エンジンパワーは…「おっとり系?」
クルマに乗り込み神奈川県の箱根町を目指す。パワートレインは、1.6リッターの直4ターボエンジンに7速ATを組み合わせた後輪駆動車(FR)だ。最高出力は115kW(156PS)/5300rpm、最大トルクは250Nm(25.5kgm)/1200~4000rpm。この辺はすべてCクラスセダンと同じスペックだ。

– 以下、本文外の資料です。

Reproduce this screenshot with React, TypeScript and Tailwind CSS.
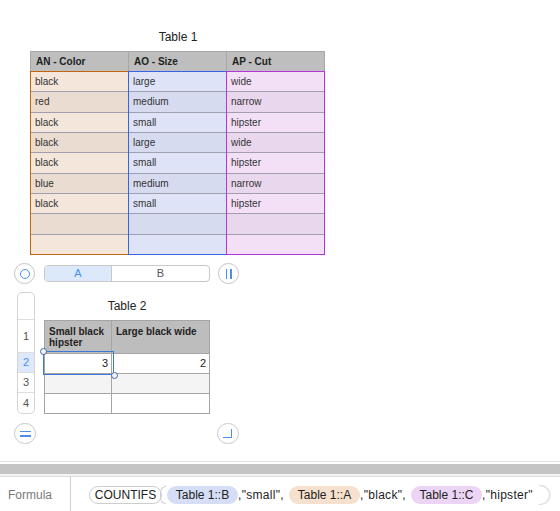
import React from 'react';

type Row = [string, string, string];

const ROWS: Row[] = [
  ['black', 'large', 'wide'],
  ['red', 'medium', 'narrow'],
  ['black', 'small', 'hipster'],
  ['black', 'large', 'wide'],
  ['black', 'small', 'hipster'],
  ['blue', 'medium', 'narrow'],
  ['black', 'small', 'hipster'],
  ['', '', ''],
  ['', '', ''],
];

const COLS = [
  { title: 'AN - Color', border: 'border-[#c2650f]', light: 'bg-[#f4e6da]', dark: 'bg-[#eadcd0]' },
  { title: 'AO - Size', border: 'border-[#3a62e4]', light: 'bg-[#dfe3f8]', dark: 'bg-[#d6dbef]' },
  { title: 'AP - Cut', border: 'border-[#b436d6]', light: 'bg-[#f3e0f7]', dark: 'bg-[#e9d7ed]' },
];

function Table1() {
  return (
    <div className="ml-[30px] w-[296px]">
      <div className="text-center text-[12px] leading-[14px] text-[#222] mb-[7px]">Table 1</div>
      <div className="flex">
        {COLS.map((col, ci) => (
          <div key={col.title} className={`flex flex-col w-[99px] ${ci === 0 ? '' : '-ml-px'}`}>
            <div
              className={`h-[20px] bg-[#bdbebd] border-t border-l border-[#a7a7a7] flex items-center pl-[5px] text-[10px] font-bold text-[#222] ${
                ci === 2 ? 'border-r' : ''
              }`}
            >
              {col.title}
            </div>
            <div className={`h-[184px] border ${col.border} flex flex-col`}>
              {ROWS.map((r, ri) => (
                <div
                  key={ri}
                  className={`flex-1 flex items-center pl-[4px] text-[10px] text-[#333] ${ri % 2 === 0 ? col.light : col.dark} ${
                    ri > 0 ? 'border-t border-[#a09fae]' : ''
                  }`}
                >
                  {r[ci]}
                </div>
              ))}
            </div>
          </div>
        ))}
      </div>
    </div>
  );
}

function Circle({ children }: { children: React.ReactNode }) {
  return (
    <div className="w-[21px] h-[21px] rounded-full border border-[#c9c9c9] bg-white flex items-center justify-center shadow-[0_0_1px_rgba(0,0,0,0.08)]">
      {children}
    </div>
  );
}

function ColumnControls() {
  return (
    <div className="flex items-center mt-[8px] ml-[14px] h-[21px]">
      <Circle>
        <div className="w-[10px] h-[10px] rounded-full border-[1.5px] border-[#4a90e8]" />
      </Circle>
      <div className="ml-[9px] w-[166px] h-[17px] rounded-[4px] border border-[#c8c8c8] flex overflow-hidden text-[11px]">
        <div className="w-[67px] bg-[#dce9fb] border-r border-[#c8c8c8] flex items-center justify-center text-[#4a8ee8]">A</div>
        <div className="flex-1 flex items-center justify-center text-[#555]">B</div>
      </div>
      <div className="ml-[8px]">
        <Circle>
          <div className="flex gap-[3px]">
            <div className="w-[1.5px] h-[10px] bg-[#4a90e8]" />
            <div className="w-[1.5px] h-[10px] bg-[#4a90e8]" />
          </div>
        </Circle>
      </div>
    </div>
  );
}

function Table2Area() {
  return (
    <div className="flex mt-[8px] ml-[17px]">
      <div className="w-[18px] h-[122px] border border-[#d4d4d4] rounded-[5px] flex flex-col overflow-hidden text-[11px] text-[#555] bg-white">
        <div className="h-[27px] border-b border-[#dedede]" />
        <div className="h-[33px] border-b border-[#dedede] flex items-center justify-center">1</div>
        <div className="h-[20px] border-b border-[#dedede] flex items-center justify-center bg-[#dde9fb] text-[#4a8ee8]">2</div>
        <div className="h-[20px] border-b border-[#dedede] flex items-center justify-center">3</div>
        <div className="flex-1 flex items-center justify-center">4</div>
      </div>
      <div className="ml-[9px] w-[166px] flex flex-col">
        <div className="h-[28px] flex items-center justify-center text-[12px] text-[#222]">Table 2</div>
        <div className="relative border border-[#a5a5a5]">
          <div className="flex h-[33px] bg-[#bdbdbd] border-b border-[#a5a5a5] text-[10px] font-bold text-[#222] leading-[11px]">
            <div className="w-[67px] border-r border-[#a5a5a5] pl-[4px] pt-[5px]">Small black hipster</div>
            <div className="flex-1 pl-[4px] pt-[5px]">Large black wide</div>
          </div>
          <div className="flex h-[20px] border-b border-[#a5a5a5] text-[11px] text-[#222]">
            <div className="w-[67px] border-r border-[#a5a5a5] flex items-center justify-end pr-[3px]">3</div>
            <div className="flex-1 flex items-center justify-end pr-[3px]">2</div>
          </div>
          <div className="flex h-[20px] border-b border-[#a5a5a5] bg-[#f4f4f4]">
            <div className="w-[67px] border-r border-[#a5a5a5]" />
            <div className="flex-1" />
          </div>
          <div className="flex h-[19px]">
            <div className="w-[67px] border-r border-[#a5a5a5]" />
            <div className="flex-1" />
          </div>
          <div className="absolute left-[-2px] top-[30px] w-[71px] h-[24px] border border-[#3b78d8] pointer-events-none" />
          <div className="absolute left-[-5px] top-[27px] w-[7px] h-[7px] rounded-full bg-[#eef2fb] border border-[#4a66a8]" />
          <div className="absolute left-[66px] top-[51px] w-[7px] h-[7px] rounded-full bg-[#eef2fb] border border-[#4a66a8]" />
        </div>
      </div>
    </div>
  );
}

function BottomControls() {
  return (
    <div className="flex items-center mt-[9px] ml-[14px]">
      <div className="w-[22px] h-[21px] rounded-full border border-[#c9c9c9] bg-white flex flex-col items-center justify-center gap-[3px]">
        <div className="w-[11px] h-[1.5px] bg-[#4a90e8]" />
        <div className="w-[11px] h-[1.5px] bg-[#4a90e8]" />
      </div>
      <div className="ml-[181px] w-[22px] h-[21px] rounded-full border border-[#c9c9c9] bg-white flex items-center justify-center">
        <div className="w-[9px] h-[9px] border-r-[1.5px] border-b-[1.5px] border-[#4a90e8] -mt-[1px] -ml-[1px]" />
      </div>
    </div>
  );
}

function Pill({ label, bg }: { label: string; bg: string }) {
  return (
    <div className={`w-[71px] h-[18px] rounded-full ${bg} flex items-center justify-center text-[12px] text-[#222] tracking-normal`}>
      {label}
    </div>
  );
}

function FormulaBar() {
  return (
    <div className="mt-auto">
      <div className="h-[3px] border-t border-[#e2e2e2]" />
      <div className="h-[10px] bg-[#c4c4c4]" />
      <div className="h-[3px] border-b border-[#dcdcdc] bg-[#f4f4f4]" />
      <div className="h-[34px] flex items-stretch">
        <div className="w-[71px] border-r border-[#cfcfcf] flex items-center pl-[8px] pt-[1px] text-[12px] text-[#7a7a7a]">Formula</div>
        <div className="flex items-center pl-[18px] pt-[1px] text-[12px] text-[#222] tracking-[0.3px]">
          <div className="w-[73px] h-[18px] rounded-full border border-[#cdcdcd] bg-white flex items-center justify-center text-[12px] tracking-normal">
            COUNTIFS
          </div>
          <div className="w-[6px] h-[18px] -ml-[2px] mr-[1px] rounded-l-full border-l border-y border-[#d0d0d0]" />
          <Pill label="Table 1::B" bg="bg-[#d5def5]" />
          <span className="w-[51px] whitespace-nowrap">,"small",</span>
          <Pill label="Table 1::A" bg="bg-[#f6e1ce]" />
          <span className="w-[51px] whitespace-nowrap">,"black",</span>
          <Pill label="Table 1::C" bg="bg-[#ecd5f4]" />
          <span className="w-[57px] whitespace-nowrap">,"hipster"</span>
          <div className="w-[11px] h-[20px] rounded-r-full border-r border-y border-[#dadada] shadow-[1px_0_1px_rgba(0,0,0,0.08)]" />
        </div>
      </div>
    </div>
  );
}

export default function App() {
  return (
    <div className="w-[560px] h-[511px] bg-white flex flex-col overflow-hidden font-['Liberation_Sans',Arial,sans-serif]">
      <div className="pt-[30px]">
        <Table1 />
        <ColumnControls />
        <Table2Area />
        <BottomControls />
      </div>
      <FormulaBar />
    </div>
  );
}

運転して10メートルも走らないうちに気付くのだが、ドライブモードをノーマルのままアクセルを踏むと、パワーにやや物足りなさを感じる。「思っていたよりもおっとり系なのかな…」。エコモードに入れると、完全に省エネ走行に徹しているのが分かる。パワーが不要のときは極力燃費を抑えて、ここぞというときにターボを効かせるダウンサイジングエンジンの特徴が伝わってきて、これはこれで合理的。信号機とトラフィックが多い市街地でエネルギーを無駄遣いする必要など全くないのだから。
では、このクーペは単なる見掛け倒しなのか。いや、そんなことはなさそうだ。高速道に入り、ダイナミックな走りを楽しめる「スポーツ+」モードを選択してアクセルを踏み込むと、4000回転まで一気に吹け上がり、高レスポンスのスポーティーな走りを披露。ターボのアシストのおかげで、高速度域で十分な加速力と伸びを発揮する。エンジンサウンドも“派手”な味付けにチェンジ。本格的なスポーツクーペと肩を並べるほどではないにしろ、ノーマルモードの手応えが薄かったこともあり、「けっこう熱い走りができるじゃん」となんだかホッとしてしまった。ただし、燃費を考えると「スポーツ+」で走り続けるのは非経済的。ベンツユーザーだって燃費は気になるはずで、走行シーンに合わせたモードの使い分けは大事だ。